What is the Sandler Cookbook?
The concept comes directly from David Sandler himself. A cookbook is your personal recipe for hitting your number. It converts an abstract quota — something that feels out of reach and out of your control — into a concrete list of daily and weekly behaviors that you absolutely can control.
Think of it this way: you can't force a prospect to say yes. But you can control how many calls you make, how many referrals you pursue, how many new conversations you start each week. The cookbook is built around those controllable inputs.
A simple example might look like this:


Why "nobody picks up" is the wrong conversation
Low response rates are real. Cold outreach is harder than ever. But a well-built cookbook already accounts for this — the math is baked in. If your conversion rate from outreach to conversation is 5%, your cookbook simply requires more outreach. The recipe adjusts for reality.
More importantly, the cookbook isn't limited to phone calls and email. It should reflect where your prospects actually are — LinkedIn, video messages, referral networks, events, communities. The medium evolves. The behavior principle doesn't.
Salespeople who give up after two attempts are competing against someone whose cookbook requires eight touchpoints across multiple channels. Consistency always beats sporadic effort.
The 5 C's That Make the Cookbook Work
A cookbook is only as powerful as the person using it. That's where the 5 C's come in — the mindset and behavioral framework that turns a written plan into real results.
01 CONVICTION — You must genuinely believe that following the recipe will produce results. Without it, the cookbook is just paper.
02 COMMITMENT — Conviction is belief — commitment is action. Show up every day and do the behaviors, even when you don't feel like it.
03 CONSISTENCY — Small, repeated daily behaviors build momentum that sporadic bursts of effort never can. Consistency compounds.
04 CONSEQUENCES — Every behavior has a consequence. Hit your numbers and your pipeline fills. Skip them and you'll feel it 90 days later.
05 CLARITY — You cannot execute what you don't clearly understand. Specific targets remove ambiguity and make accountability fair.
These five don't operate independently — they build on each other. Clarity tells you what to do. Conviction makes you believe it's worth doing. Commitment makes you do it. Consistency makes you do it repeatedly. And consequences — both positive and negative — remind you every day why it matters.
"Most salespeople know the what — it's the quota. They don't know the how. That's what the cookbook is."
A Word on Consequences
The positive consequences of following your cookbook are obvious: a fuller pipeline, more predictable income, less end-of-quarter panic. But the negative consequences deserve equal attention.

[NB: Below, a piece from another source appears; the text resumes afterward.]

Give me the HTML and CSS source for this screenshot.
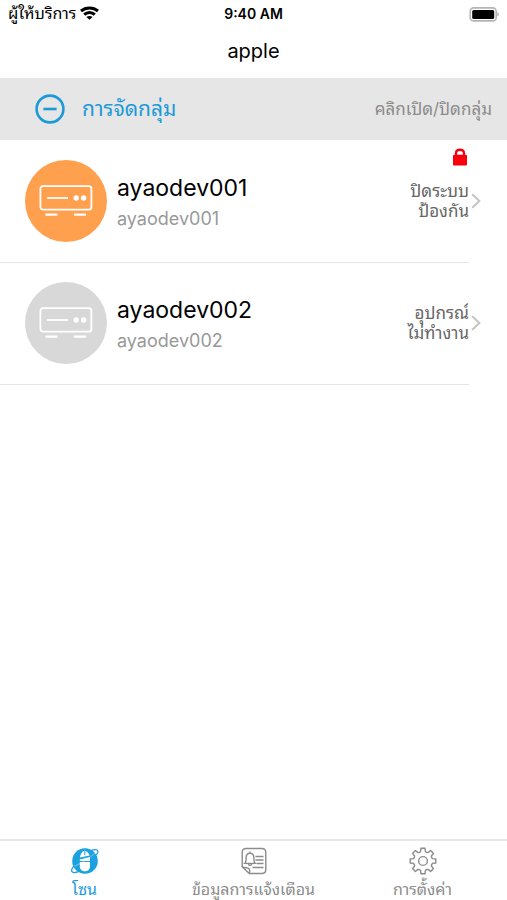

Here's what makes them dangerous: they're delayed. Skip your prospecting activities this week and nothing bad happens immediately. The pipeline looks fine. But 60, 90, 120 days later? That's when the empty quarter arrives — and by then it's too late to fix it fast. The lag between behavior and consequence is exactly why so many salespeople repeat the feast-or-famine cycle year after year.
Understanding both sides of consequences is what creates real urgency around daily behaviors.
The Bottom Line
The Sandler Cookbook isn't a motivational concept. It's a practical tool. It bridges the gap between ambition and execution by telling you not just what to aim for, but exactly what to do today to get there.
Top performers aren't always the most talented. They're the most consistent. And consistency, in Sandler, starts with a cookbook.
Build yours. Follow it. And watch what happens when you stop leaving your results to chance.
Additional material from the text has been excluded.